## Begin

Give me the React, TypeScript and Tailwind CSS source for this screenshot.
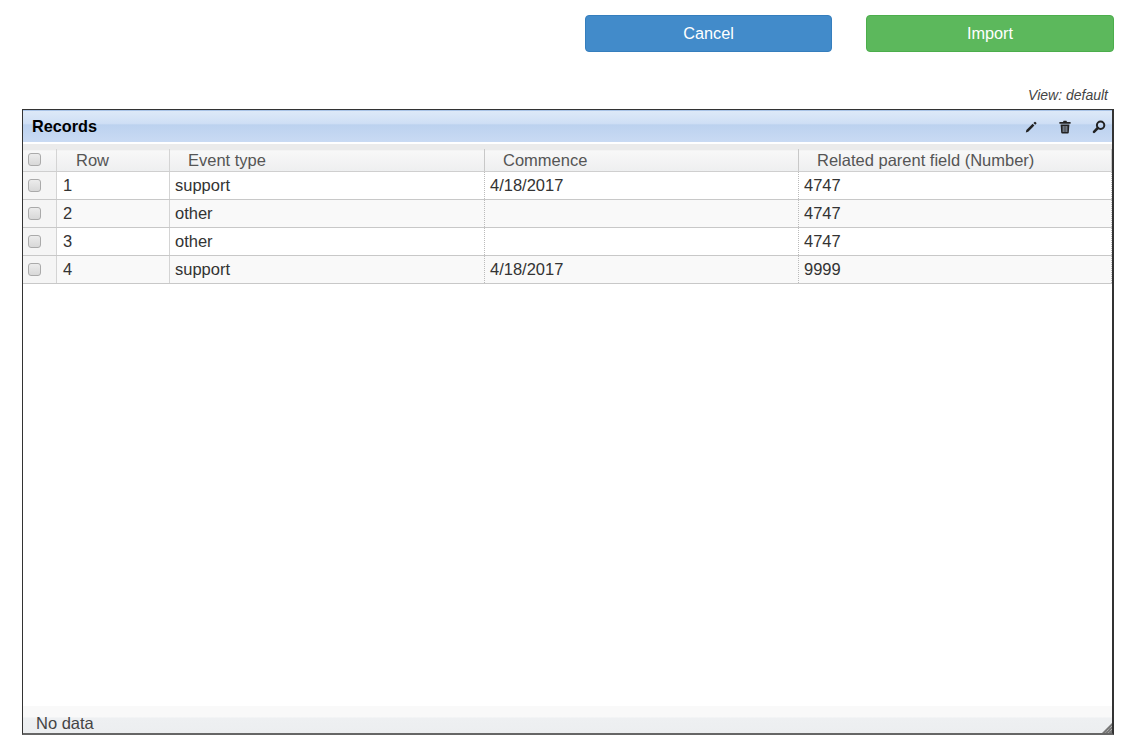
import React from 'react';

const rows = [
  { id: '1', type: 'support', date: '4/18/2017', parent: '4747' },
  { id: '2', type: 'other', date: '', parent: '4747' },
  { id: '3', type: 'other', date: '', parent: '4747' },
  { id: '4', type: 'support', date: '4/18/2017', parent: '9999' },
];

const Check = ({ lift }: { lift: string }) => (
  <span className={`block w-[13px] h-[13px] rounded-[3px] border border-[#aaa] bg-gradient-to-b from-[#ececec] to-[#d8d8d8] ${lift}`} />
);

const PencilIcon = () => (
  <svg width="14" height="14" viewBox="0 0 14 14">
    <path d="M1.8 12.6 L2.4 10 L8.6 3.8 L10.4 5.6 L4.2 11.8 Z" fill="#222" />
    <path d="M9.4 3 L10.5 1.9 Q11 1.5 11.5 1.9 L12.3 2.7 Q12.7 3.2 12.3 3.7 L11.2 4.8 Z" fill="#222" />
  </svg>
);

const TrashIcon = () => (
  <svg width="14" height="14" viewBox="0 0 14 14">
    <path d="M5 2 L5.6 0.8 H8.4 L9 2 H12.6 V3.8 H1.4 V2 Z" fill="#222" />
    <path d="M2.6 4.6 H11.4 L10.8 12.4 Q10.7 13.4 9.7 13.4 H4.3 Q3.3 13.4 3.2 12.4 Z" fill="#222" />
    <path d="M5.2 6 V12 M7 6 V12 M8.8 6 V12" stroke="#c4d6ee" strokeWidth="0.7" />
  </svg>
);

const SearchIcon = () => (
  <svg width="14" height="14" viewBox="0 0 14 14" fill="none">
    <circle cx="8.6" cy="5.2" r="3.7" stroke="#222" strokeWidth="2" />
    <path d="M5.8 8 L2 11.8" stroke="#222" strokeWidth="2.6" strokeLinecap="round" />
  </svg>
);

const App = () => {
  return (
    <div className="w-[1137px] h-[751px] bg-white overflow-hidden flex flex-col font-['Liberation_Sans',Arial,sans-serif]">
      <div className="flex justify-end gap-[34px] pt-[15px] pr-[23px]">
        <button className="w-[247px] h-[37px] rounded-[4px] border border-[#357ebd] bg-[#428bca] text-white text-[16.3px]">
          Cancel
        </button>
        <button className="w-[248px] h-[37px] rounded-[4px] border border-[#4cae4c] bg-[#5cb85c] text-white text-[16.3px]">
          Import
        </button>
      </div>

      <div className="h-[57px] flex items-end justify-end pr-[29px] pb-[6px] text-[14px] leading-[15px] italic text-[#444]">
        View: default
      </div>

      <div className="mx-[22px] w-[1092px] h-[626px] border border-[#333] border-r-2 border-b-2 border-b-[#666] flex flex-col">
        <div className="h-[32px] shrink-0 flex items-center justify-between pl-[9px] pr-[6px] bg-[linear-gradient(to_bottom,#dde9f8_0%,#cfdff5_40%,#bcd2ef_45%,#c9daf3_100%)] border-t border-[#a9c3e6]">
          <span className="text-[16.25px] font-bold text-black">Records</span>
          <div className="flex items-center gap-[20px]">
            <PencilIcon />
            <TrashIcon />
            <SearchIcon />
          </div>
        </div>

        <div className="h-[2px] shrink-0 bg-white" />

        <div className="h-[28px] shrink-0 flex pt-[5px] text-[16.5px] text-[#555] border-b border-[#cfcfcf] bg-[linear-gradient(to_bottom,#ebebeb_0%,#ebebeb_22%,#f8f8f8_25%,#eeeff0_100%)]">
          <div className="w-[34px] shrink-0 flex items-center pl-[5px] border-r border-[#d4d4d4]">
            <Check lift="mb-[2px]" />
          </div>
          <div className="w-[113px] shrink-0 flex items-center pl-[19px] border-r border-[#d4d4d4]">Row</div>
          <div className="w-[315px] shrink-0 flex items-center pl-[18px] border-r border-[#c8c8c8]">Event type</div>
          <div className="w-[314px] shrink-0 flex items-center pl-[18px] border-r border-[#c8c8c8]">Commence</div>
          <div className="flex-1 flex items-center pl-[18px] border-r border-[#c8c8c8]">Related parent field (Number)</div>
        </div>

        <div className="flex-1 flex flex-col bg-white">
          {rows.map((row, i) => (
            <div
              key={row.id}
              className={`h-[28px] shrink-0 flex text-[16.5px] text-[#333] border-b border-[#c8c8c8] ${i % 2 === 1 ? 'bg-[#f9f9f9]' : 'bg-white'}`}
            >
              <div className="w-[34px] shrink-0 flex items-center pl-[5px] bg-[#f5f5f5] border-r border-[#d4d4d4]">
                <Check lift="mb-px" />
              </div>
              <div className="w-[113px] shrink-0 flex items-center pl-[6px] border-r border-[#d4d4d4]">{row.id}</div>
              <div className="w-[315px] shrink-0 flex items-center pl-[5px] border-r border-dotted border-[#bbb]">{row.type}</div>
              <div className="w-[314px] shrink-0 flex items-center pl-[5px] border-r border-dotted border-[#bbb]">{row.date}</div>
              <div className="flex-1 flex items-center pl-[5px] border-r border-dotted border-[#bbb]">{row.parent}</div>
            </div>
          ))}
        </div>

        <div className="relative h-[27px] shrink-0 flex items-end pl-[13px] text-[16.5px] leading-[20px] text-[#444] bg-[linear-gradient(to_bottom,#f9f9f9_0%,#f9f9f9_40%,#eef0f2_45%,#eceef0_100%)]">
          No data
          <svg className="absolute right-0 bottom-0" width="10" height="10" viewBox="0 0 10 10">
            <path d="M10 0 V10 H0 Z" fill="#777" />
            <path d="M10 3 L3 10 M10 6 L6 10" stroke="#ddd" strokeWidth="0.8" strokeDasharray="1 1" />
          </svg>
        </div>
      </div>
    </div>
  );
};

export default App;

## End

**Set task:**
Your copy of the data should match it exactly, except that pictures are left out.

**Expected answer:**
Give me the React, TypeScript and Tailwind CSS source for this screenshot.
import React from 'react';

const rows = [
  { id: '1', type: 'support', date: '4/18/2017', parent: '4747' },
  { id: '2', type: 'other', date: '', parent: '4747' },
  { id: '3', type: 'other', date: '', parent: '4747' },
  { id: '4', type: 'support', date: '4/18/2017', parent: '9999' },
];

const Check = ({ lift }: { lift: string }) => (
  <span className={`block w-[13px] h-[13px] rounded-[3px] border border-[#aaa] bg-gradient-to-b from-[#ececec] to-[#d8d8d8] ${lift}`} />
);

const PencilIcon = () => (
  <svg width="14" height="14" viewBox="0 0 14 14">
    <path d="M1.8 12.6 L2.4 10 L8.6 3.8 L10.4 5.6 L4.2 11.8 Z" fill="#222" />
    <path d="M9.4 3 L10.5 1.9 Q11 1.5 11.5 1.9 L12.3 2.7 Q12.7 3.2 12.3 3.7 L11.2 4.8 Z" fill="#222" />
  </svg>
);

const TrashIcon = () => (
  <svg width="14" height="14" viewBox="0 0 14 14">
    <path d="M5 2 L5.6 0.8 H8.4 L9 2 H12.6 V3.8 H1.4 V2 Z" fill="#222" />
    <path d="M2.6 4.6 H11.4 L10.8 12.4 Q10.7 13.4 9.7 13.4 H4.3 Q3.3 13.4 3.2 12.4 Z" fill="#222" />
    <path d="M5.2 6 V12 M7 6 V12 M8.8 6 V12" stroke="#c4d6ee" strokeWidth="0.7" />
  </svg>
);

const SearchIcon = () => (
  <svg width="14" height="14" viewBox="0 0 14 14" fill="none">
    <circle cx="8.6" cy="5.2" r="3.7" stroke="#222" strokeWidth="2" />
    <path d="M5.8 8 L2 11.8" stroke="#222" strokeWidth="2.6" strokeLinecap="round" />
  </svg>
);

const App = () => {
  return (
    <div className="w-[1137px] h-[751px] bg-white overflow-hidden flex flex-col font-['Liberation_Sans',Arial,sans-serif]">
      <div className="flex justify-end gap-[34px] pt-[15px] pr-[23px]">
        <button className="w-[247px] h-[37px] rounded-[4px] border border-[#357ebd] bg-[#428bca] text-white text-[16.3px]">
          Cancel
        </button>
        <button className="w-[248px] h-[37px] rounded-[4px] border border-[#4cae4c] bg-[#5cb85c] text-white text-[16.3px]">
          Import
        </button>
      </div>

      <div className="h-[57px] flex items-end justify-end pr-[29px] pb-[6px] text-[14px] leading-[15px] italic text-[#444]">
        View: default
      </div>

      <div className="mx-[22px] w-[1092px] h-[626px] border border-[#333] border-r-2 border-b-2 border-b-[#666] flex flex-col">
        <div className="h-[32px] shrink-0 flex items-center justify-between pl-[9px] pr-[6px] bg-[linear-gradient(to_bottom,#dde9f8_0%,#cfdff5_40%,#bcd2ef_45%,#c9daf3_100%)] border-t border-[#a9c3e6]">
          <span className="text-[16.25px] font-bold text-black">Records</span>
          <div className="flex items-center gap-[20px]">
            <PencilIcon />
            <TrashIcon />
            <SearchIcon />
          </div>
        </div>

        <div className="h-[2px] shrink-0 bg-white" />

        <div className="h-[28px] shrink-0 flex pt-[5px] text-[16.5px] text-[#555] border-b border-[#cfcfcf] bg-[linear-gradient(to_bottom,#ebebeb_0%,#ebebeb_22%,#f8f8f8_25%,#eeeff0_100%)]">
          <div className="w-[34px] shrink-0 flex items-center pl-[5px] border-r border-[#d4d4d4]">
            <Check lift="mb-[2px]" />
          </div>
          <div className="w-[113px] shrink-0 flex items-center pl-[19px] border-r border-[#d4d4d4]">Row</div>
          <div className="w-[315px] shrink-0 flex items-center pl-[18px] border-r border-[#c8c8c8]">Event type</div>
          <div className="w-[314px] shrink-0 flex items-center pl-[18px] border-r border-[#c8c8c8]">Commence</div>
          <div className="flex-1 flex items-center pl-[18px] border-r border-[#c8c8c8]">Related parent field (Number)</div>
        </div>

        <div className="flex-1 flex flex-col bg-white">
          {rows.map((row, i) => (
            <div
              key={row.id}
              className={`h-[28px] shrink-0 flex text-[16.5px] text-[#333] border-b border-[#c8c8c8] ${i % 2 === 1 ? 'bg-[#f9f9f9]' : 'bg-white'}`}
            >
              <div className="w-[34px] shrink-0 flex items-center pl-[5px] bg-[#f5f5f5] border-r border-[#d4d4d4]">
                <Check lift="mb-px" />
              </div>
              <div className="w-[113px] shrink-0 flex items-center pl-[6px] border-r border-[#d4d4d4]">{row.id}</div>
              <div className="w-[315px] shrink-0 flex items-center pl-[5px] border-r border-dotted border-[#bbb]">{row.type}</div>
              <div className="w-[314px] shrink-0 flex items-center pl-[5px] border-r border-dotted border-[#bbb]">{row.date}</div>
              <div className="flex-1 flex items-center pl-[5px] border-r border-dotted border-[#bbb]">{row.parent}</div>
            </div>
          ))}
        </div>

        <div className="relative h-[27px] shrink-0 flex items-end pl-[13px] text-[16.5px] leading-[20px] text-[#444] bg-[linear-gradient(to_bottom,#f9f9f9_0%,#f9f9f9_40%,#eef0f2_45%,#eceef0_100%)]">
          No data
          <svg className="absolute right-0 bottom-0" width="10" height="10" viewBox="0 0 10 10">
            <path d="M10 0 V10 H0 Z" fill="#777" />
            <path d="M10 3 L3 10 M10 6 L6 10" stroke="#ddd" strokeWidth="0.8" strokeDasharray="1 1" />
          </svg>
        </div>
      </div>
    </div>
  );
};

export default App;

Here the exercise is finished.